__THE EXERCISE__
Exactly as written, retype the listing below, omitting the pictures.

_ _ _ _ _ _ _

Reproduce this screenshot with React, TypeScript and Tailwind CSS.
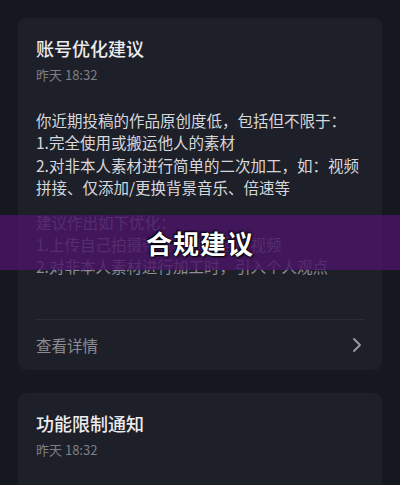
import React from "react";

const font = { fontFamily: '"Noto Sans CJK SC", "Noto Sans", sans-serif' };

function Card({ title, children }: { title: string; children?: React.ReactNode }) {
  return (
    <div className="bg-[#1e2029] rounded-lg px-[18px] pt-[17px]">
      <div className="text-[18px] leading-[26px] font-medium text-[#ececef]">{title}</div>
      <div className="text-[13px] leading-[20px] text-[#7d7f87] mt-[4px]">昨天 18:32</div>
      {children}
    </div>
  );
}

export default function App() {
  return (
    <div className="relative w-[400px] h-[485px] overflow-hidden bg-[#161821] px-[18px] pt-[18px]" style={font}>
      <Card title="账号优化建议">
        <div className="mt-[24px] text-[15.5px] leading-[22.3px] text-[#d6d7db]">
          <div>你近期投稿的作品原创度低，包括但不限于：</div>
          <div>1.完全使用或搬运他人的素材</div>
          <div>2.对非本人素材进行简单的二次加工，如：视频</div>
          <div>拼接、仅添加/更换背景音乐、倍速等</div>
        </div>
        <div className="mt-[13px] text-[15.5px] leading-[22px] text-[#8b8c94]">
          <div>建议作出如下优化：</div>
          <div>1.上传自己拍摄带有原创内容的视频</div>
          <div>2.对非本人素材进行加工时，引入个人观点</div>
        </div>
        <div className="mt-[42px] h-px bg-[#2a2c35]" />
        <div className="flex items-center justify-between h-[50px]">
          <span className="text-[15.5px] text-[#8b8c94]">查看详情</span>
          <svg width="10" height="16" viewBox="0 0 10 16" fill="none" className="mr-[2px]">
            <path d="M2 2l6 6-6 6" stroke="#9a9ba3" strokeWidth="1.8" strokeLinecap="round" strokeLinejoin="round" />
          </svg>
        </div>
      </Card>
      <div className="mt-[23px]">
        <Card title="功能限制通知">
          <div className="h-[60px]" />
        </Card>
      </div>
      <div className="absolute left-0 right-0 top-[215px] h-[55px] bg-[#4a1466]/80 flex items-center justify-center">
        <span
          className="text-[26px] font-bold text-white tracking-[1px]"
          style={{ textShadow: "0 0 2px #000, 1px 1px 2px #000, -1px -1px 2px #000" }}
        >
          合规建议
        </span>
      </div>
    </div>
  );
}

_ _ _ _ _ _ _

__FINISHED ANSWER__
Reproduce this screenshot with React, TypeScript and Tailwind CSS.
import React from "react";

const font = { fontFamily: '"Noto Sans CJK SC", "Noto Sans", sans-serif' };

function Card({ title, children }: { title: string; children?: React.ReactNode }) {
  return (
    <div className="bg-[#1e2029] rounded-lg px-[18px] pt-[17px]">
      <div className="text-[18px] leading-[26px] font-medium text-[#ececef]">{title}</div>
      <div className="text-[13px] leading-[20px] text-[#7d7f87] mt-[4px]">昨天 18:32</div>
      {children}
    </div>
  );
}

export default function App() {
  return (
    <div className="relative w-[400px] h-[485px] overflow-hidden bg-[#161821] px-[18px] pt-[18px]" style={font}>
      <Card title="账号优化建议">
        <div className="mt-[24px] text-[15.5px] leading-[22.3px] text-[#d6d7db]">
          <div>你近期投稿的作品原创度低，包括但不限于：</div>
          <div>1.完全使用或搬运他人的素材</div>
          <div>2.对非本人素材进行简单的二次加工，如：视频</div>
          <div>拼接、仅添加/更换背景音乐、倍速等</div>
        </div>
        <div className="mt-[13px] text-[15.5px] leading-[22px] text-[#8b8c94]">
          <div>建议作出如下优化：</div>
          <div>1.上传自己拍摄带有原创内容的视频</div>
          <div>2.对非本人素材进行加工时，引入个人观点</div>
        </div>
        <div className="mt-[42px] h-px bg-[#2a2c35]" />
        <div className="flex items-center justify-between h-[50px]">
          <span className="text-[15.5px] text-[#8b8c94]">查看详情</span>
          <svg width="10" height="16" viewBox="0 0 10 16" fill="none" className="mr-[2px]">
            <path d="M2 2l6 6-6 6" stroke="#9a9ba3" strokeWidth="1.8" strokeLinecap="round" strokeLinejoin="round" />
          </svg>
        </div>
      </Card>
      <div className="mt-[23px]">
        <Card title="功能限制通知">
          <div className="h-[60px]" />
        </Card>
      </div>
      <div className="absolute left-0 right-0 top-[215px] h-[55px] bg-[#4a1466]/80 flex items-center justify-center">
        <span
          className="text-[26px] font-bold text-white tracking-[1px]"
          style={{ textShadow: "0 0 2px #000, 1px 1px 2px #000, -1px -1px 2px #000" }}
        >
          合规建议
        </span>
      </div>
    </div>
  );
}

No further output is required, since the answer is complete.